6. The display device of claim 5, wherein an orthographic projection of the sealing frame glue on the glass substrate at least partially overlaps with an orthographic projection of the driving chip on the glass substrate.

7. The display device of claim 1, further comprising a driving chip on the second surface, wherein the driving chip is electrically connected to the driving circuit on the second surface.

8. The display device of claim 7, wherein an orthographic projection of the at least one through hole on the glass substrate does not overlap with an orthographic projection of the driving chip on the glass substrate.

9. The display device of claim 7, wherein the at least one conductive part is electrically connected to the driving chip; and

an orthographic projection of the at least one through hole on the glass substrate at least partially overlaps with an orthographic projection of the driving chip on the glass substrate.

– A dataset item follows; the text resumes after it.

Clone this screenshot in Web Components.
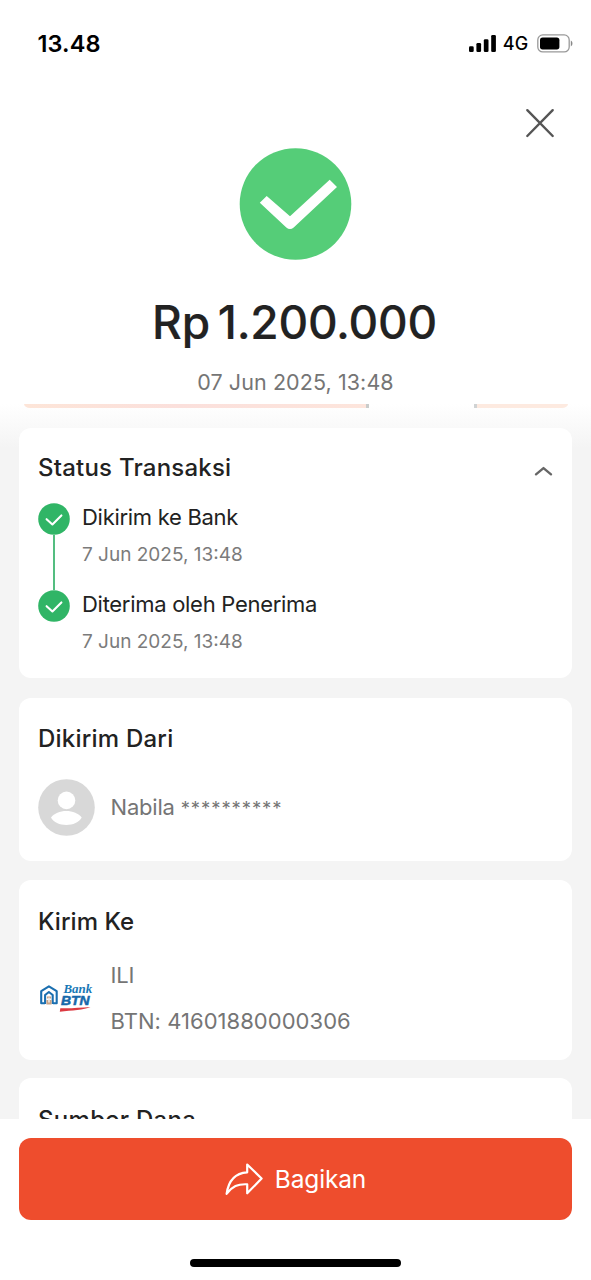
<!DOCTYPE html>
<html lang="id">
<head>
<meta charset="utf-8">
<title>Status Transaksi</title>
<style>
html,body{margin:0;padding:0;background:#fff}
body{width:591px;height:1280px;overflow:hidden;font-family:Inter,"Liberation Sans",sans-serif;color:#222}
</style>
</head>
<body>
<transfer-receipt></transfer-receipt>
<script>
const define = (name, css, html) => customElements.define(name, class extends HTMLElement {
  constructor() {
    super();
    const t = document.createElement('template');
    t.innerHTML = `<style>*{box-sizing:border-box}svg{display:block;flex:none}${css}</style>${html}`;
    this.attachShadow({ mode: 'open' }).append(t.content.cloneNode(true));
  }
});

define('status-bar', `
:host{display:flex;height:87px;padding:0 18px 0 37.5px;align-items:center;justify-content:space-between;color:#000}
.time{font-size:23.5px;font-weight:600;letter-spacing:.1px}
.right{display:flex;align-items:center}
.net{font-size:18px;font-weight:500;letter-spacing:.3px;line-height:20px;margin:1px 8.5px 0 7px}`, `
<span class="time">13.48</span>
<div class="right">
<svg width="27" height="17" viewBox="0 0 27 17"><rect y="11.3" width="4.7" height="5.7" rx="1.3"/><rect x="7.4" y="8" width="4.7" height="9" rx="1.3"/><rect x="14.8" y="4.3" width="4.7" height="12.7" rx="1.3"/><rect x="22.2" width="4.7" height="17" rx="1.3"/></svg>
<span class="net">4G</span>
<svg width="36" height="19" viewBox="0 0 36 19"><rect x=".8" y=".9" width="31.4" height="17" rx="5" fill="none" stroke="#999" stroke-width="1.3"/><rect x="3" y="3.6" width="19.4" height="11.8" rx="2.6"/><path d="M33.8 6.6c2.2.8 2.2 5 0 5.8z" fill="#888"/></svg>
</div>`);

define('receipt-header', `
:host{display:flex;flex-direction:column;height:317px;align-items:center}
.bar{height:61px;align-self:stretch;display:flex;justify-content:flex-end;padding:21px 36px 0 0}
.amount{margin-top:32px;margin-right:2px;font-size:46px;font-weight:500;line-height:60px;letter-spacing:-.25px;word-spacing:-4px;-webkit-text-stroke:.2px #222}
.date{margin-top:15px;font-size:21.5px;line-height:30px;letter-spacing:.08px;color:#757575}`, `
<div class="bar"><svg width="30" height="30" viewBox="0 0 30 30"><path d="M2.3 2.2 27.7 28M27.7 2.2 2.3 28" stroke="#555" stroke-width="2.4" stroke-linecap="round"/></svg></div>
<svg width="113" height="112" viewBox="0 0 113 112"><circle cx="56.5" cy="56" r="55.8" fill="#55cd78"/><path d="M20.8 54.8 27.7 48 51 68.3 90.7 31.700 98 39 54.700 79.500Q51 82.500 47.300 79.500Z" fill="#fff"/></svg>
<div class="amount">Rp 1.200.000</div>
<div class="date">07 Jun 2025, 13:48</div>`);

define('promo-edge', `
:host{display:flex;height:4px;margin:0 4px 0 5px;justify-content:space-between}
i{display:block;height:4px}
.a{width:345px;background:linear-gradient(90deg,#fde5d8,#fbe0dc 45%,#fde5dc);border-bottom-left-radius:6px 4px;border-right:3px solid #c9cccb}
.b{width:94px;background:#fdeae0;border-bottom-right-radius:6px 4px;border-left:3px solid #d0d3d4}`, `<i class="a"></i><i class="b"></i>`);

define('info-card', `
:host{display:block;background:#fff;border-radius:12px;padding:0 19px;flex:none}
.head{display:flex;justify-content:space-between;align-items:center;font-size:24px;font-weight:450;line-height:30px;letter-spacing:var(--title-spacing,.22px);height:30px}`, `
<div class="head"><slot name="title"></slot><slot name="action"></slot></div><slot></slot>`);

define('chevron-up', `:host{display:block;margin-top:5px}`, `
<svg width="19" height="12" viewBox="0 0 19 12"><path d="m2 9.300 7.500-6.200 7.500 6.200" fill="none" stroke="#666" stroke-width="2.4" stroke-linecap="round" stroke-linejoin="round"/></svg>`);

define('status-step', `
:host{display:flex;height:87px}
.rail{width:32px;display:flex;flex-direction:column;align-items:center}
.line{width:2px;flex:1;background:var(--line,#54bd80)}
.text{margin-left:12px}
.name{font-size:22px;line-height:28px;letter-spacing:-.29px}
.when{margin-top:10px;font-size:19px;line-height:28px;color:#7b7b7b}`, `
<div class="rail"><svg width="32" height="32" viewBox="0 0 32 32"><circle cx="16" cy="16" r="15.8" fill="#30b566"/><path d="m8.6 16.2 5.8 5.3 9-9.1" fill="none" stroke="#fff" stroke-width="2.1" stroke-linecap="round" stroke-linejoin="round"/></svg><div class="line"></div></div>
<div class="text"><div class="name"><slot></slot></div><div class="when"><slot name="when"></slot></div></div>`);

define('user-avatar', `:host{display:block;flex:none}`, `
<svg width="57" height="57" viewBox="0 0 57 57"><circle cx="28.5" cy="28.5" r="28.3" fill="#d8d8d8"/><circle cx="28.5" cy="21.4" r="8.8" fill="#fff"/><path d="M13 38.5C16 34.4 22 32 28.3 32s12.400 2.400 15.400 6.500C41 43.300 35 46 28.300 46S15.500 43.300 13 38.500Z" fill="#fff"/></svg>`);

define('bank-logo', `:host{display:block;flex:none}`, `
<svg width="57" height="57" viewBox="0 0 57 57">
<g fill="none" stroke="#1b6fb0" stroke-width="2.1" stroke-linejoin="round"><path d="M7 33.300H3.200V21.200L10.900 16.400 18.700 21.200V33.300H15"/><path d="M7.100 34V25L10.900 22 14.700 25V34"/></g>
<path d="M9 26.500h4v2H9zM8.400 30h5.200v4.400H8.400z" fill="#c9a386"/><path d="M10.200 27.500h1.600v5h-1.600z" fill="#f3ebe4"/>
<text x="25.400" y="23" textLength="28.800" lengthAdjust="spacingAndGlyphs" font-family="Liberation Serif,serif" font-style="italic" font-weight="700" font-size="13" fill="#1878b6">Bank</text>
<text x="23" y="35" textLength="28.600" lengthAdjust="spacingAndGlyphs" font-family="Liberation Sans,sans-serif" font-style="italic" font-weight="700" font-size="12.5" fill="#1668aa" stroke="#1668aa" stroke-width=".5">BTN</text>
<path d="M22.300 38.200C32 38.700 42 37.600 52.500 37 46 39.900 34 40.400 21.800 41.800Z" fill="#dc3a42"/></svg>`);

define('account-row', `
:host{display:flex;align-items:center}
.text{margin-left:15.5px;font-size:22px;line-height:28px;color:#757575;display:flex;flex-direction:column;gap:18px}`, `
<slot name="icon"></slot><div class="text"><slot></slot></div>`);

define('share-footer', `
:host{display:flex;flex-direction:column;align-items:center;height:161px;background:#fff;padding:19px 19px 0}
button{all:unset;box-sizing:border-box;width:100%;height:82px;border-radius:12px;background:#ee4d2d;color:#fff;display:flex;align-items:center;justify-content:center;gap:12px;font-size:24.5px;letter-spacing:-.15px;line-height:30px}
.home{width:211px;height:8px;margin-top:39px;border-radius:4px;background:#000}`, `
<button><svg width="38" height="34" viewBox="0 0 38 34"><path d="M22.200 2.500 36.600 16.500 22.200 31.300V22.300C12.500 21.800 7.500 24.300 1.600 31.800 3.500 18.500 10.500 11 22.200 10.300Z" fill="none" stroke="#fff" stroke-width="2.2" stroke-linejoin="round"/></svg><span>Bagikan</span></button>
<div class="home"></div>`);

define('transfer-receipt', `
:host{display:flex;flex-direction:column;height:1280px;width:591px;background:#fff}
main{height:715px;overflow:hidden;display:flex;flex-direction:column;padding:0 19px;background:linear-gradient(#fff,#f4f4f4 44px)}
.status{margin-top:20px;height:250px;padding-top:25px}
.status status-step:first-of-type{margin-top:20px}
.from{margin-top:19.5px;height:163.5px;padding-top:26.5px}
.to{margin-top:19px;height:179.5px;padding-top:26.5px;--title-spacing:.05px}
.source{margin-top:18.5px;height:180px;padding-top:27px;--title-spacing:.3px}
.from account-row{margin-top:25px}
.to account-row{margin-top:24.5px}
.name{letter-spacing:-.2px}
.from .row{margin-top:-1px}
.stars{font-size:18.5px;letter-spacing:.9px}
.num{letter-spacing:.04px}`, `
<status-bar></status-bar>
<receipt-header></receipt-header>
<main>
<promo-edge></promo-edge>
<info-card class="status"><span slot="title">Status Transaksi</span><chevron-up slot="action"></chevron-up>
<status-step>Dikirim ke Bank<span slot="when">7 Jun 2025, 13:48</span></status-step>
<status-step style="--line:transparent">Diterima oleh Penerima<span slot="when">7 Jun 2025, 13:48</span></status-step></info-card>
<info-card class="from"><span slot="title">Dikirim Dari</span>
<account-row><user-avatar slot="icon"></user-avatar><span class="row"><span class="name">Nabila </span><span class="stars">**********</span></span></account-row></info-card>
<info-card class="to"><span slot="title">Kirim Ke</span>
<account-row><bank-logo slot="icon"></bank-logo><span class="name">ILI</span><span class="num">BTN: 41601880000306</span></account-row></info-card>
<info-card class="source"><span slot="title">Sumber Dana</span></info-card>
</main>
<share-footer></share-footer>`);
</script>
</body>
</html>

10. The display device of claim 1, wherein each of the at least one through hole extends through the driving circuit on the first surface.

11. The display device of claim 1, wherein each of the at least one conductive part is a pillar and is embedded in a corresponding one of the at least one through hole.

12. The display device of claim 1, wherein each of the at least one conductive part covers an inner wall of one of the at least one through hole.

13. A thin film transistor array substrate comprising:

a glass substrate comprising a first surface and a second surface opposite to each other, the glass substrate defining at least one through hole extending through the first surface and the second surface;

a driving circuit on the first surface and the second surface; and

at least one conductive part corresponding to the at least one through hole one to one, each of the at least one conductive part being in one of the at least one through hole and extending to electrically connect to the driving circuit on the first surface and the second surface.